The same has happened now - we have raised a couple of generations of suburban kids whose lives haven't known the struggles of necessity. It is foolhardy to expect, for a moment, that they would view life the way we do. How could a twenty-something professional of today, earning a comfortable upper middle class living while sitting at his computer in Starbucks, have even the vaguest notion of the life that formed the Greatest Generation? We must stop expecting the impossible.

I'm not arguing that the fight is over - the struggle between conservative and liberal values is a permanent one, as is the political fight between the groups aligned, however loosely, behind those banners. I'm just saying that we have to realize that some things have already been decided - that liberalism has, to a large extent, already won, and we must map carefully the piece of land we're standing on so that we can best defend, and perhaps extend, our ground.

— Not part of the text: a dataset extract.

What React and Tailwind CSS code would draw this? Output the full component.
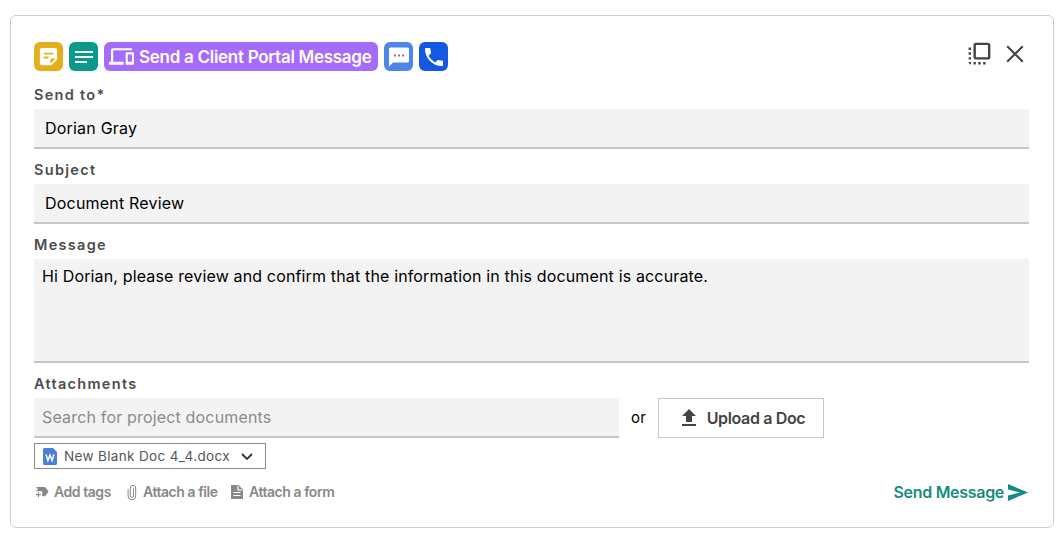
import { MdStickyNote2, MdNotes, MdDevices, MdPhone, MdFlipToFront, MdUpload } from 'react-icons/md';

function SmsIcon() {
  return (
    <svg viewBox="0 0 22 22" className="w-[22px] h-[22px]">
      <path d="M2.500 1.500h17a1.500 1.500 0 0 1 1.500 1.500v12a1.500 1.500 0 0 1-1.500 1.500H5l-4 4V3a1.500 1.500 0 0 1 1.500-1.500z" fill="#fff" />
      <path d="M6 8.500h2v2H6zM10 8.500h2v2h-2zM14 8.500h2v2h-2z" fill="#6d7f9c" />
    </svg>
  );
}

function CloseIcon() {
  return (
    <svg viewBox="0 0 18 18" className="w-[18px] h-[18px]" fill="none" stroke="currentColor" strokeWidth="2">
      <path d="M1.200 1.200l15.600 15.600M16.800 1.200L1.200 16.800" />
    </svg>
  );
}

function TagsIcon() {
  return (
    <svg viewBox="0 0 14 12" className="w-[14px] h-3">
      <path d="M1 1h8.300c.5 0 .9.2 1.200.6L13.600 5.600l-3.100 4.100c-.3.300-.6.500-1 .5H7.200V5.200H1l2.200-2z" fill="currentColor" />
      <path d="M2.900 6.200H4v1.900h1.900v1.100H4v1.900H2.900V9.200H1V8.100h1.900z" fill="currentColor" />
    </svg>
  );
}

function ClipIcon() {
  return (
    <svg viewBox="0 0 10 17" className="w-[10px] h-[17px]" fill="none" stroke="currentColor" strokeWidth="1">
      <path d="M6.500 4.500v7.300a1.600 1.600 0 0 1-3.200 0V4a2.700 2.700 0 0 1 5.400 0v8a3.800 3.800 0 0 1-7.600 0V5" />
    </svg>
  );
}

function FormIcon() {
  return (
    <svg viewBox="0 0 12 14" className="w-3 h-[14px]">
      <path d="M0 0h7.500L12 4.500V14H0z" fill="currentColor" />
      <path d="M7 .8V5h4.200M2.500 7.500h7M2.500 10.500h7" stroke="#fff" strokeWidth="1.200" fill="none" />
    </svg>
  );
}

function DocxIcon() {
  return (
    <svg viewBox="0 0 14 17" className="w-[14px] h-[17px] shrink-0">
      <path d="M1.500 0H10l4 4v11.500a1.500 1.500 0 0 1-1.500 1.500h-11A1.500 1.500 0 0 1 0 15.500v-14A1.500 1.500 0 0 1 1.500 0z" fill="#4a80dc" />
      <path d="M3 6.500l1.900 6L7 7l2.100 5.500 1.900-6" stroke="#fff" strokeWidth="1.500" fill="none" />
    </svg>
  );
}

function SendIcon() {
  return (
    <svg viewBox="0 0 20 17" className="w-5 h-[17px]" fill="currentColor">
      <path d="M0 0l20 8.500L0 17v-5.500l12-3L0 5.500z" />
    </svg>
  );
}

function Label({ children, className = '' }) {
  return (
    <div className={`h-5 leading-5 text-[14.5px] font-semibold tracking-[1.3px] text-[#4c4c4c] ${className}`}>
      <span>{children}</span>
    </div>
  );
}

function Field({ children }) {
  return (
    <div className="h-10 flex items-center pl-[11px] bg-[#f3f3f3] border-b-2 border-[#c6c6c6] text-base tracking-[0.2px] text-black">
      <span>{children}</span>
    </div>
  );
}

function App() {
  return (
    <div className="h-[541px] pt-[15px] pl-[10px] bg-white font-['Inter',sans-serif]">
      <div className="w-[1044px] h-[513px] pt-[26px] pl-[23px] pr-6 border border-[#cdcdcd] rounded-md flex flex-col">
        <div className="h-[29px] flex items-center justify-between">
          <div className="flex gap-1.5">
            <div className="w-[29px] h-[29px] rounded-md bg-[#e5ae1d] flex items-center justify-center text-white">
              <MdStickyNote2 size={23} />
            </div>
            <div className="w-[29px] h-[29px] rounded-md bg-[#0b998c] flex items-center justify-center text-white">
              <MdNotes size={24} />
            </div>
            <div className="w-[274px] h-[29px] rounded-md bg-[#a56bfa] flex items-center pl-[5px] gap-[5px] text-white">
              <MdDevices size={25} />
              <span className="pt-0.5 text-[17px] font-semibold tracking-[-0.28px] whitespace-nowrap">Send a Client Portal Message</span>
            </div>
            <div className="w-[29px] h-[29px] rounded-md bg-[#4b87e8] flex items-center justify-center">
              <SmsIcon />
            </div>
            <div className="w-[29px] h-[29px] rounded-md bg-[#1359e2] flex items-center justify-center text-white">
              <MdPhone size={24} />
            </div>
          </div>
          <div className="flex items-center gap-3 pb-1.5 pr-[5px] text-[#444]">
            <MdFlipToFront size={29} />
            <CloseIcon />
          </div>
        </div>

        <Label className="mt-[14px] mb-1">Send to*</Label>
        <Field>Dorian Gray</Field>

        <Label className="mt-[11px] mb-1">Subject</Label>
        <Field>Document Review</Field>

        <Label className="mt-[11px] mb-1">Message</Label>
        <div className="h-[104px] pt-[7px] pl-2 bg-[#f3f3f3] border-b-2 border-[#c6c6c6] text-base leading-5 tracking-[0.15px] text-black">
          <span>Hi Dorian, please review and confirm that the information in this document is accurate.</span>
        </div>

        <Label className="mt-[11px] mb-1">Attachments</Label>
        <div className="flex items-center">
          <div className="w-[585px] h-10 flex items-center pl-2 bg-[#f3f3f3] border-b-2 border-[#c6c6c6] text-base tracking-[0.17px] text-[#8b8b8b]">
            <span>Search for project documents</span>
          </div>
          <span className="w-[39px] text-center text-[15px] tracking-[0.3px]">or</span>
          <div className="w-[166px] h-10 border border-[#c6c6c6] flex items-center justify-center gap-1.5 text-[#444]">
            <MdUpload size={24} />
            <span className="text-base font-semibold tracking-[-0.35px]">Upload a Doc</span>
          </div>
        </div>

        <div className="w-[232px] h-[26px] mt-[5px] pl-2 border border-[#8b8b8b] flex items-center text-[#555]">
          <DocxIcon />
          <span className="ml-[7px] w-[165px] whitespace-nowrap text-[13.5px] tracking-[0.35px]">New Blank Doc 4_4.docx</span>
          <svg viewBox="0 0 12 7" className="ml-3 w-3 h-[7px]" fill="none" stroke="#333" strokeWidth="1.800">
            <path d="M1 1l5 5 5-5" />
          </svg>
        </div>

        <div className="h-6 mt-[11px] flex items-center justify-between">
          <div className="flex items-center pl-px text-sm font-semibold tracking-[-0.45px] text-[#888]">
            <TagsIcon />
            <span className="ml-[5px] w-[73px]">Add tags</span>
            <ClipIcon />
            <span className="ml-[6px] w-[88px]">Attach a file</span>
            <FormIcon />
            <span className="ml-[6px]">Attach a form</span>
          </div>
          <div className="flex items-center gap-1 pr-px text-[#168c80]">
            <span className="text-base font-semibold tracking-[-0.3px]">Send Message</span>
            <SendIcon />
          </div>
        </div>
      </div>
    </div>
  );
}

export default App;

It is in this spirit that I begin a gradual relaunch of Barack's White Lies. A new look, a new location, a new name. While I liked the edginess of the name for the election - I enjoyed that it made liberals uncomfortable - my old fashioned conservative sensibilities lead me to feel uncomfortable calling my blog Barack's White Lies.

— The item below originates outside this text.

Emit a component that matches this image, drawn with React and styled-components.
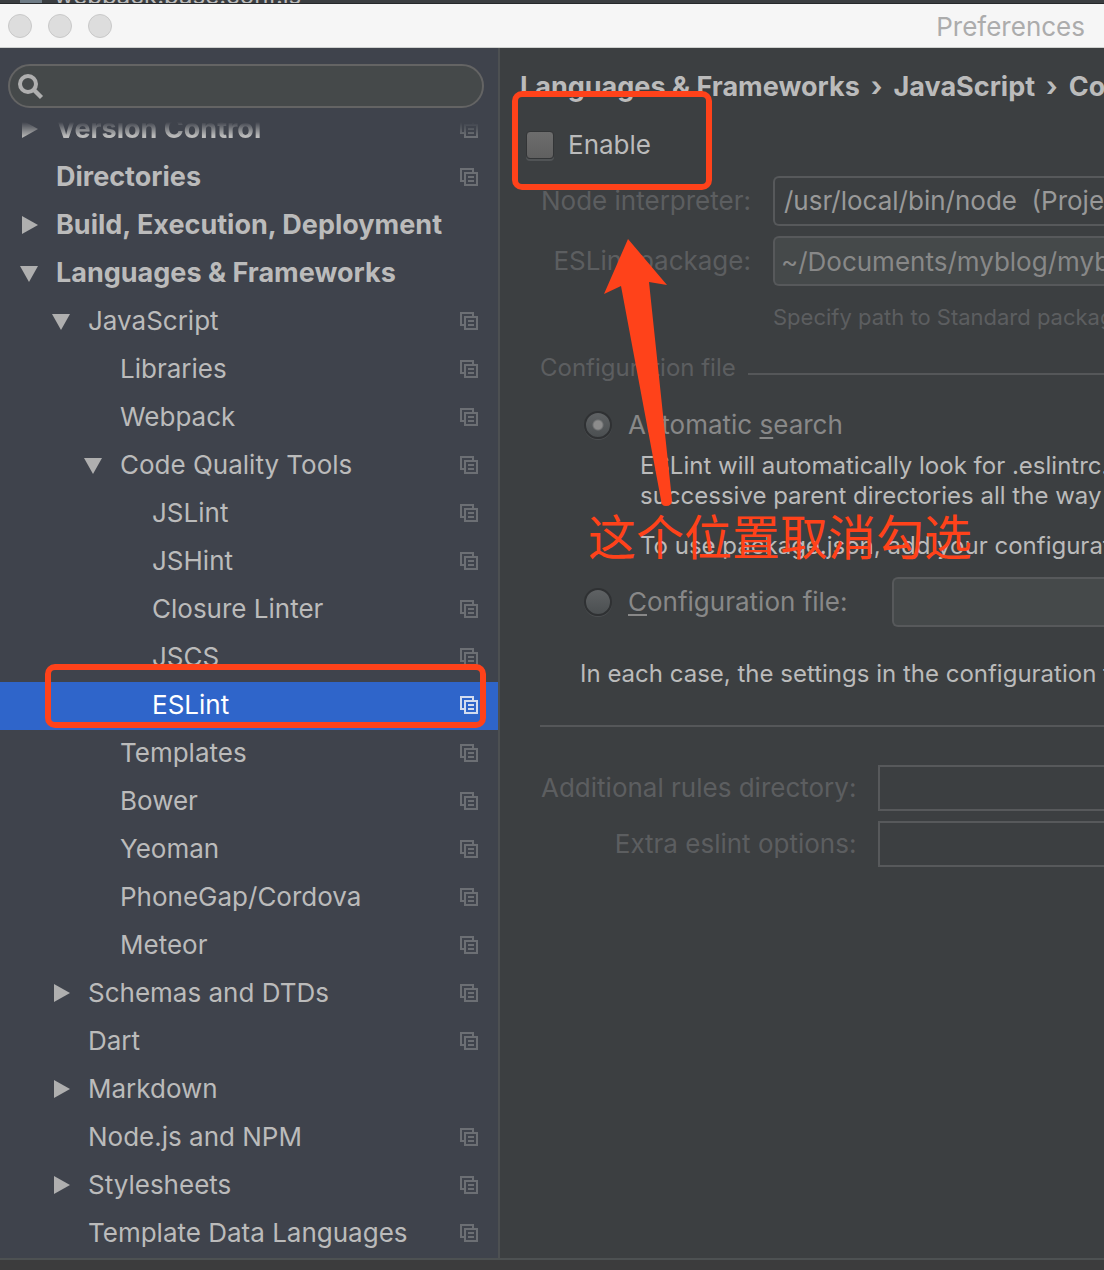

I don't wish to be disrespectful to the office of the President of the United States, which, hopefully, will always be occupied by a person who loves the ideals and the brilliance of the men, and the document, that created it.

The blog will live on under the name of Real Clear Thinker. It's an amalgam of the names of a couple of my favorite places to read - Real Clear Politics and The American Thinker - not so much inspired by them as absorbed and reconstructed.

When shocked liberals ask how I have come to a particular conclusion, I just tell them that I thought about it. And that's the truth. I like thinking clearly, and I believe that if others engage in a similar enterprise, they'll come to conclusions that are pretty close to mine.

That's what Real Clear Thinker is all about.